WHAT TO WORK ON:
Read the listing below and copy out every line that holds "screenshot".
============================================================
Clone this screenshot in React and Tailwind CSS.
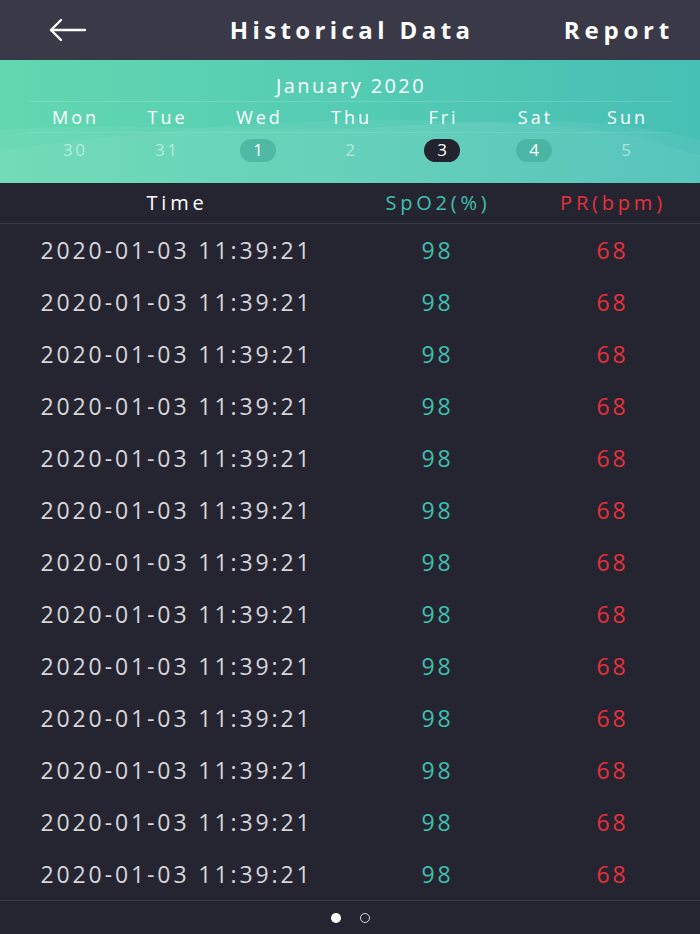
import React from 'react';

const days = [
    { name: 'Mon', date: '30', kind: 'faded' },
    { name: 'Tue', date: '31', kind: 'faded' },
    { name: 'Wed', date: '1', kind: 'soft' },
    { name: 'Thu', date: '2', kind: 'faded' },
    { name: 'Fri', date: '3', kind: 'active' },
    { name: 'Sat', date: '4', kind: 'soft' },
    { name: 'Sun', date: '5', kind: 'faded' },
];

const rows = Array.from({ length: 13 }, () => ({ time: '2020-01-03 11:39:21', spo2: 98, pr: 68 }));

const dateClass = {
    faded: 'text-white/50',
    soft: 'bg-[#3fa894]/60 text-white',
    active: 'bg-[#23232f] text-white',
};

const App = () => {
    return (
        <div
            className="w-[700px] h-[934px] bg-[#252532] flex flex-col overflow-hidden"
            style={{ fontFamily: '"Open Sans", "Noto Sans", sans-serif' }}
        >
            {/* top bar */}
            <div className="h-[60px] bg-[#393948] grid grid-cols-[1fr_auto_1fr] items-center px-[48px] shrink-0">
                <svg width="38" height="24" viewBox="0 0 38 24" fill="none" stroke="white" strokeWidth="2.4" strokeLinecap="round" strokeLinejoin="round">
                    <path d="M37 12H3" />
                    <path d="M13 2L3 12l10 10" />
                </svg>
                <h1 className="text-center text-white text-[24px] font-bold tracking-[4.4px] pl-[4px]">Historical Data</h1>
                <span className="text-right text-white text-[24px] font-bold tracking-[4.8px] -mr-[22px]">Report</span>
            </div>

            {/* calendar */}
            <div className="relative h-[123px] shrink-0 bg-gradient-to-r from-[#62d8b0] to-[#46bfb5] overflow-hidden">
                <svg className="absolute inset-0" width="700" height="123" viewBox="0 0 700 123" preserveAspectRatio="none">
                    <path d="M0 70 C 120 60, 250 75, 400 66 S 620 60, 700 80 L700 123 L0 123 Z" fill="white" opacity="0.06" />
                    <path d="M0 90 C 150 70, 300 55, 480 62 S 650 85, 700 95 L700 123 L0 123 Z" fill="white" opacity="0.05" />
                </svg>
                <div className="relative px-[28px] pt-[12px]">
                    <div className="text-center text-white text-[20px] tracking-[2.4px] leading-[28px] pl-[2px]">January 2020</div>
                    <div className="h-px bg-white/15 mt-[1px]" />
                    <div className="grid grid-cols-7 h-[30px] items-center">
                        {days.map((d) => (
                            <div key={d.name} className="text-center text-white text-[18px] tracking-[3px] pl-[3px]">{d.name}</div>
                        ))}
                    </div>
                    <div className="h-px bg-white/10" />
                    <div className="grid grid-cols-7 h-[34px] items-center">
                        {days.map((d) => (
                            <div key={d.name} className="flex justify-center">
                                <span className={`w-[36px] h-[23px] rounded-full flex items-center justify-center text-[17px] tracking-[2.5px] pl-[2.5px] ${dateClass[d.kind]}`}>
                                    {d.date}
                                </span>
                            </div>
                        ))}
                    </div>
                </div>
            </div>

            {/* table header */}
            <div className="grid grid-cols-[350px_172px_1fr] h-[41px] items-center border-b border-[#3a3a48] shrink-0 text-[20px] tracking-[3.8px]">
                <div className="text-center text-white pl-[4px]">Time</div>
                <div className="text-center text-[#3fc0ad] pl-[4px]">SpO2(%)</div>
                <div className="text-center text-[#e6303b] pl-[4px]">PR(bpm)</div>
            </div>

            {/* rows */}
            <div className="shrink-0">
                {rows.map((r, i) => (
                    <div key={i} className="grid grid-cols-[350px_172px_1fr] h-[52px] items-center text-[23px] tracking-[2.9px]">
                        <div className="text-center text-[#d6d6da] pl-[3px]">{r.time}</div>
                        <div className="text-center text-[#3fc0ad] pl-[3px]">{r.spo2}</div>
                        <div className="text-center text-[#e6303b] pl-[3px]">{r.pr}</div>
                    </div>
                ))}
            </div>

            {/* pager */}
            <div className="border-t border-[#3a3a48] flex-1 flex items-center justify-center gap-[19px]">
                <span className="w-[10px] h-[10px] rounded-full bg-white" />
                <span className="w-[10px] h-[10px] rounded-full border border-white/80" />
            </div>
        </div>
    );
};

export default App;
============================================================
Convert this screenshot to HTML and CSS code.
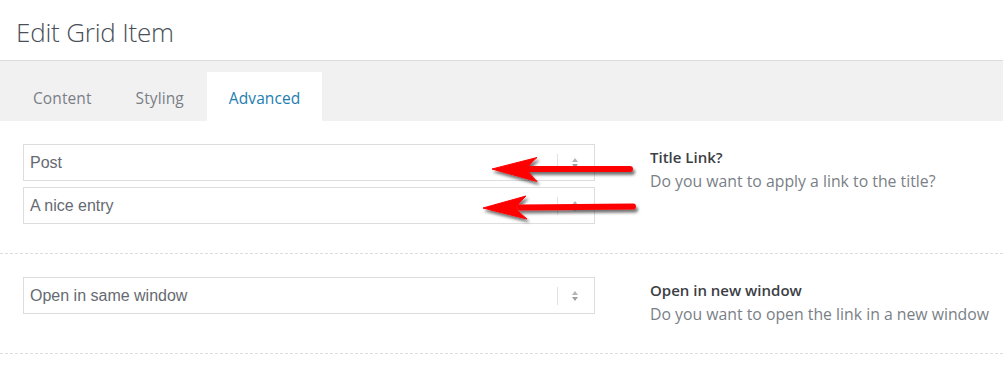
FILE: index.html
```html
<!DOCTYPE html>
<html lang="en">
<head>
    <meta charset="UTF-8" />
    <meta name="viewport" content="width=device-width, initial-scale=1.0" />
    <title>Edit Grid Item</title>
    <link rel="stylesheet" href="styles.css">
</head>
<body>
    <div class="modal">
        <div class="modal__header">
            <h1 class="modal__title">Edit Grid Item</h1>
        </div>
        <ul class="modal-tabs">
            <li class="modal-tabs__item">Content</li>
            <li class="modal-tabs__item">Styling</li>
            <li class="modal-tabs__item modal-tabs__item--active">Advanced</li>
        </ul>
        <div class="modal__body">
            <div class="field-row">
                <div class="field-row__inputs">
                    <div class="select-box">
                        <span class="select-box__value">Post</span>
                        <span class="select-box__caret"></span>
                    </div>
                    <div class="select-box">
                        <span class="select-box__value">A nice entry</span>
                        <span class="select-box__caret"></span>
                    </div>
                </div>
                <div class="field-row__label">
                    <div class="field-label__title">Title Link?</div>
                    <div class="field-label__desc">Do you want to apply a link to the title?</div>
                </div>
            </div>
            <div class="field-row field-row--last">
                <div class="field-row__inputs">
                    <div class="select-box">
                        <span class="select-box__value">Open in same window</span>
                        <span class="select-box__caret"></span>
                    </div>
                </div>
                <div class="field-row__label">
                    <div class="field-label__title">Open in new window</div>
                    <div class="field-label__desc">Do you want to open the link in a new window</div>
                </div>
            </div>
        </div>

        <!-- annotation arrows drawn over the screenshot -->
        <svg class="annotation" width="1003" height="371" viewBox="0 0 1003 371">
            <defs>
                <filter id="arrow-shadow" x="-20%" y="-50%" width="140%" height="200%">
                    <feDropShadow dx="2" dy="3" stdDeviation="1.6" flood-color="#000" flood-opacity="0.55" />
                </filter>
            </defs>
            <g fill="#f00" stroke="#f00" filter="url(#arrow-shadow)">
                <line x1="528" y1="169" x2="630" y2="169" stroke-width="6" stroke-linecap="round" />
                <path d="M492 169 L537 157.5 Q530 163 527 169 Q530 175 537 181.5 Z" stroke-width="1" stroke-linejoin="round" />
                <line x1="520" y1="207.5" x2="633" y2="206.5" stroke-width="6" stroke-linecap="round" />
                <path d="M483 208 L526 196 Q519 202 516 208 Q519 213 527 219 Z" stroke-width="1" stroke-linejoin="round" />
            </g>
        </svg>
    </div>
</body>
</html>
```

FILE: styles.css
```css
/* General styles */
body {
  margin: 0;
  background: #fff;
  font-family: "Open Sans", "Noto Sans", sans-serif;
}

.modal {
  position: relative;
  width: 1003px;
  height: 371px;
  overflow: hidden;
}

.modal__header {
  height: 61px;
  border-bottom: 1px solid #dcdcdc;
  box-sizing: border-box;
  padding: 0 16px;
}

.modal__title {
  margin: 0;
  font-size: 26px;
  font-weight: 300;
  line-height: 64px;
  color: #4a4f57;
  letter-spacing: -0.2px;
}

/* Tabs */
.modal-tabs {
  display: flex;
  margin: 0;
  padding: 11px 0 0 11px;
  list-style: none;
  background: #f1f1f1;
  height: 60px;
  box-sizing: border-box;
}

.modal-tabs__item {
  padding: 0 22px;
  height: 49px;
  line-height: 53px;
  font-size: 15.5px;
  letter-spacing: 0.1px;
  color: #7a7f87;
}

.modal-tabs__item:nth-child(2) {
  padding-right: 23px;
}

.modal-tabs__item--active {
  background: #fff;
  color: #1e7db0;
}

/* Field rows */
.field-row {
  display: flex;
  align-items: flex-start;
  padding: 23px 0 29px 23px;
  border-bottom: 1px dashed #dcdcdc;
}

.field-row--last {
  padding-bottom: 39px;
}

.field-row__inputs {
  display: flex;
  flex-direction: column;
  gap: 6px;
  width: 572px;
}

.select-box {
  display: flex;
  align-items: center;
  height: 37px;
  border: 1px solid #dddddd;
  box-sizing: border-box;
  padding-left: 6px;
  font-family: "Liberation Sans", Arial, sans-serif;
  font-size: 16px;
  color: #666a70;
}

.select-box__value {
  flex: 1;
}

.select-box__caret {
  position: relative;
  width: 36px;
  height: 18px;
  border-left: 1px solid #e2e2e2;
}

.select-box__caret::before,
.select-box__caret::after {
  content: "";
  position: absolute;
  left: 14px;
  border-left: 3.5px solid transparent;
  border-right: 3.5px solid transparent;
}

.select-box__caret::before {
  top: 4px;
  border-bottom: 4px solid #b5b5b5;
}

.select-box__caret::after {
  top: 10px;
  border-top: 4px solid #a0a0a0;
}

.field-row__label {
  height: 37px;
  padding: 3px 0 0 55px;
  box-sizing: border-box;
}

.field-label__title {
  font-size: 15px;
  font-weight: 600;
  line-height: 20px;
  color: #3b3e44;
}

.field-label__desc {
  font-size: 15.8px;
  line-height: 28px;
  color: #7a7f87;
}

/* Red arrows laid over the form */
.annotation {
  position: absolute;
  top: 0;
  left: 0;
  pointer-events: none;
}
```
============================================================
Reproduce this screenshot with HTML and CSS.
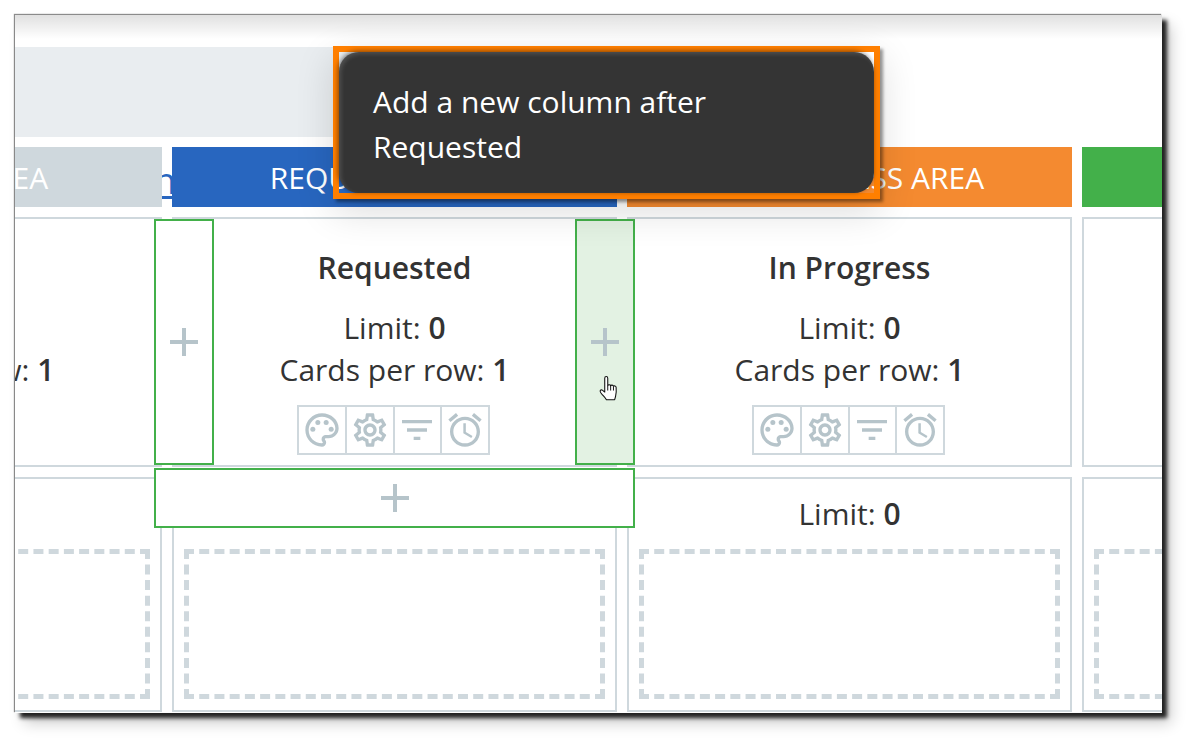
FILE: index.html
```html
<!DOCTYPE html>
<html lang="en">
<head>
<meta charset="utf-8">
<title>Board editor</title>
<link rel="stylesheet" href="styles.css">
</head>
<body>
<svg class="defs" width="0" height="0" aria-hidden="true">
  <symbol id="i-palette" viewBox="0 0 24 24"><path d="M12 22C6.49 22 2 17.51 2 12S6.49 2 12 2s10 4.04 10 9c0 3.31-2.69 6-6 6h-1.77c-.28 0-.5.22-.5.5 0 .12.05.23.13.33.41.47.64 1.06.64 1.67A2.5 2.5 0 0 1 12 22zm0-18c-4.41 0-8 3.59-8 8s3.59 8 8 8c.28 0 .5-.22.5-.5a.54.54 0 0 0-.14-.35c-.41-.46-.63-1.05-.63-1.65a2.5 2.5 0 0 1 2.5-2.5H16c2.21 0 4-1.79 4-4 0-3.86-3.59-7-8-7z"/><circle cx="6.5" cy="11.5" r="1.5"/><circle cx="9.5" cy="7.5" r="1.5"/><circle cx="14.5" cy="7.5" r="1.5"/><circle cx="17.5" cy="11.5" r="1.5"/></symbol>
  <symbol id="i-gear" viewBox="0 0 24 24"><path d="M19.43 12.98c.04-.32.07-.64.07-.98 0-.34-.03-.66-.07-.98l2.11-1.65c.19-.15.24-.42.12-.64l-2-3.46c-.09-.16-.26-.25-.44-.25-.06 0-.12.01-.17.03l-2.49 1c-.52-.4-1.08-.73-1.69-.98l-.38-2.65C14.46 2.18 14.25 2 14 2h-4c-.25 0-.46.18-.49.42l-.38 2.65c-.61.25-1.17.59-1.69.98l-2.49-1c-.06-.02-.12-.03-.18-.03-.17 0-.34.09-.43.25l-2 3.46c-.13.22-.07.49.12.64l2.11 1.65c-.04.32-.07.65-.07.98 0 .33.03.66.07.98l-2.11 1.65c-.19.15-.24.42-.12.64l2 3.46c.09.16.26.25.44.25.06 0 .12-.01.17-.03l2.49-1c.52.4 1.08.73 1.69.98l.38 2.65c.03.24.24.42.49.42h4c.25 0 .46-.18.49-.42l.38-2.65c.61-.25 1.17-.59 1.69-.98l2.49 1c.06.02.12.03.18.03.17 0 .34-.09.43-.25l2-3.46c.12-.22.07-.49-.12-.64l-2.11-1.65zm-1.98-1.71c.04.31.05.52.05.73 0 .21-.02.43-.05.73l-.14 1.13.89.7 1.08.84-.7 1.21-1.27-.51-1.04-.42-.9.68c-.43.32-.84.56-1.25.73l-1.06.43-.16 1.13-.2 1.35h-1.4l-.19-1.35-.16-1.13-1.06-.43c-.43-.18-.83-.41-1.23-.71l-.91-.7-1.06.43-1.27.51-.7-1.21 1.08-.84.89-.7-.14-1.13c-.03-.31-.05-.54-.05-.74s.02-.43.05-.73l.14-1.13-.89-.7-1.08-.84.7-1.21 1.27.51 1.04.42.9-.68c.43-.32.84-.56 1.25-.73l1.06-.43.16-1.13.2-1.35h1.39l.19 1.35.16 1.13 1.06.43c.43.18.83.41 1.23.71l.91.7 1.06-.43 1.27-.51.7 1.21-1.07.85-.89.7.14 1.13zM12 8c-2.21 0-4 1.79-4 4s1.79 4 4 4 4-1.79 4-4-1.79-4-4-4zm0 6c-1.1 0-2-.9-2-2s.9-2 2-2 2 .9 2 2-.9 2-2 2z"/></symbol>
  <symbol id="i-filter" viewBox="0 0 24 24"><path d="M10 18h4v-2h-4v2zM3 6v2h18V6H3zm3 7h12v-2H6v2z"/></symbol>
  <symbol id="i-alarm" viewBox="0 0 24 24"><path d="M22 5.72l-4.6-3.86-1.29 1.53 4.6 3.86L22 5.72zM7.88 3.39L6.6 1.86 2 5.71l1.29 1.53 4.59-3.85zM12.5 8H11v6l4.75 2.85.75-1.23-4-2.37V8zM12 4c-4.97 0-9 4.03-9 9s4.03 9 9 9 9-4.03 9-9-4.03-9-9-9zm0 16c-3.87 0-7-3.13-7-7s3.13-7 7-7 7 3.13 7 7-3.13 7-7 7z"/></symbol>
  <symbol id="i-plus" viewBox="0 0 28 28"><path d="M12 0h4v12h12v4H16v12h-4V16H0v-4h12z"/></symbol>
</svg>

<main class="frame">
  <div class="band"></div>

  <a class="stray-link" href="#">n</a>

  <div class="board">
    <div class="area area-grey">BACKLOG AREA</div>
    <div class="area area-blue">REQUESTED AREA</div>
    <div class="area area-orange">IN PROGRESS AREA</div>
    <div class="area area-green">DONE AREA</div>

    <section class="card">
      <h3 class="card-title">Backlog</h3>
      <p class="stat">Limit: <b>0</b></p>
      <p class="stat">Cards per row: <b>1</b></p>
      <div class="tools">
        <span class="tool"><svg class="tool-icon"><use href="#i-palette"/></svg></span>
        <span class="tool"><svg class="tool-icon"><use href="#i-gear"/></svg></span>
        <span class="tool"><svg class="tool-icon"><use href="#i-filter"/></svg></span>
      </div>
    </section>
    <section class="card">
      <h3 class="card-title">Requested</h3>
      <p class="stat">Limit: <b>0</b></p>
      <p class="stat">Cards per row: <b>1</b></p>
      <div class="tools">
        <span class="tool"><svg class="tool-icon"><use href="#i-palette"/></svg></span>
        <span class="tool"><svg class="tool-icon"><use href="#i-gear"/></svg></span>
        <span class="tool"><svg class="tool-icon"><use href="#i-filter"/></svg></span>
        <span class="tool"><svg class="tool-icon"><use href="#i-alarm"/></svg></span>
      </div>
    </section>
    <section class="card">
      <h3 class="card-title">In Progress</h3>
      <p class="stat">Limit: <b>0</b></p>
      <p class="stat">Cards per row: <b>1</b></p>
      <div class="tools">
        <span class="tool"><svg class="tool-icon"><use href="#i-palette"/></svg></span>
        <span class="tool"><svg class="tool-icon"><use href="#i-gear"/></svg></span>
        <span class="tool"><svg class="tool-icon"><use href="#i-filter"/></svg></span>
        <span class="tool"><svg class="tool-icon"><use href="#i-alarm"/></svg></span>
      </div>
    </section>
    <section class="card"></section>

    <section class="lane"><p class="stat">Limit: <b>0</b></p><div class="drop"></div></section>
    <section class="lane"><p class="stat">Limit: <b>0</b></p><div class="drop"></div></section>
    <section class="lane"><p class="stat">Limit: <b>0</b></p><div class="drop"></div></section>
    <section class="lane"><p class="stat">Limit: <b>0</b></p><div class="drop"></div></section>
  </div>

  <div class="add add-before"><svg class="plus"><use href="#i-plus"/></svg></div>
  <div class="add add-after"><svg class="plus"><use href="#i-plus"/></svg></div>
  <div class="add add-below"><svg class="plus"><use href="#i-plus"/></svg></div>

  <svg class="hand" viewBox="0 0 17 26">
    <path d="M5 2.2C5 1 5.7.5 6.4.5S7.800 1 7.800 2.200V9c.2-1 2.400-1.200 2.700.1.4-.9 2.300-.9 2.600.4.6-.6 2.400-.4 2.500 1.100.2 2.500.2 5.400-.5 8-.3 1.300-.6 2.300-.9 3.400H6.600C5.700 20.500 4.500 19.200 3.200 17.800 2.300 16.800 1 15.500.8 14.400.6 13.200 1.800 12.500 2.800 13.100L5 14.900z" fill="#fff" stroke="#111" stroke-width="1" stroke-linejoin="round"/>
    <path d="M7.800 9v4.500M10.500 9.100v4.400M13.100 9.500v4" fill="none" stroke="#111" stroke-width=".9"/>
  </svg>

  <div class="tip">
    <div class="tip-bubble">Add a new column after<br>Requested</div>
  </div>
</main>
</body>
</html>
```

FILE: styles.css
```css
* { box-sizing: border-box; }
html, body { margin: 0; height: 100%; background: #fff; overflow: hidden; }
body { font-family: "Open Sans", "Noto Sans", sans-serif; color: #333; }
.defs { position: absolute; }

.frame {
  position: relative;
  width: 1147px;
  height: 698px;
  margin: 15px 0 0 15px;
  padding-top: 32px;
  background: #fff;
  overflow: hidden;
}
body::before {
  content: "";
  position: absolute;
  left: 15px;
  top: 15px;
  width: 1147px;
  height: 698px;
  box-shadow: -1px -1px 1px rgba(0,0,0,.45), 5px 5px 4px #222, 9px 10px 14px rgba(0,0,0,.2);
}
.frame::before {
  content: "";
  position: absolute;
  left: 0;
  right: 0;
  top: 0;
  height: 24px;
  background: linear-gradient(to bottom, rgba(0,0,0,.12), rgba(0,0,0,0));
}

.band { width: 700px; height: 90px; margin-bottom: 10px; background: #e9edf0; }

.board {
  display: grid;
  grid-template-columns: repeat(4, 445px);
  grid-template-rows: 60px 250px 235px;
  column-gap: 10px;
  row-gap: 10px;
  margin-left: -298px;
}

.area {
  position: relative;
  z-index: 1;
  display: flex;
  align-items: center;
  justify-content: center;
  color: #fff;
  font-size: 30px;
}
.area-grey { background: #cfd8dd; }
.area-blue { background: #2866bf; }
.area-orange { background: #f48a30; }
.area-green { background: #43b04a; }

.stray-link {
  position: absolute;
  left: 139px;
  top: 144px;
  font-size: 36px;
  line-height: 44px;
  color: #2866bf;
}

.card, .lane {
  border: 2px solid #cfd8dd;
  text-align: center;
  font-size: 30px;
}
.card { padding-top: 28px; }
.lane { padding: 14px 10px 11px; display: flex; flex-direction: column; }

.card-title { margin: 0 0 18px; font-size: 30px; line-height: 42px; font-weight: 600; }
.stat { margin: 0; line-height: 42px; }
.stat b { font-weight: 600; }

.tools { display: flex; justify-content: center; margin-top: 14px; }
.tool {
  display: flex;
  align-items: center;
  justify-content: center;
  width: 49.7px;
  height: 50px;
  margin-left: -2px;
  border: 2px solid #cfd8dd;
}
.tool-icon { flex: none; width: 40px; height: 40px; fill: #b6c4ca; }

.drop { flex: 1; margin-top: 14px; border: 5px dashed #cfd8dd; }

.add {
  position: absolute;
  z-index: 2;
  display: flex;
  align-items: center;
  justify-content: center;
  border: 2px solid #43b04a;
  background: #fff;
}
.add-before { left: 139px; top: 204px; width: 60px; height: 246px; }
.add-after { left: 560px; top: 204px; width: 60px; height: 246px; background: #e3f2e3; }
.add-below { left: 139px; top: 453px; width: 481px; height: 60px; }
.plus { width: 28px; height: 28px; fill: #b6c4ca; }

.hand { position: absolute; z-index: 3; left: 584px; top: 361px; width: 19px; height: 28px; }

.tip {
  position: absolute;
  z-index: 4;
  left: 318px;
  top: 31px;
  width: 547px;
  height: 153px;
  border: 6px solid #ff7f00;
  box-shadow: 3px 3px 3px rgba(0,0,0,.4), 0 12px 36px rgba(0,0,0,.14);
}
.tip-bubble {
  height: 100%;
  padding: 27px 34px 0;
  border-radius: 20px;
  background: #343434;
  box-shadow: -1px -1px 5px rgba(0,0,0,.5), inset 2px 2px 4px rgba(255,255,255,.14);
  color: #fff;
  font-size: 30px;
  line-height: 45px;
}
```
============================================================
RESPONSE:
Clone this screenshot in React and Tailwind CSS.
Convert this screenshot to HTML and CSS code.
        <!-- annotation arrows drawn over the screenshot -->
Reproduce this screenshot with HTML and CSS.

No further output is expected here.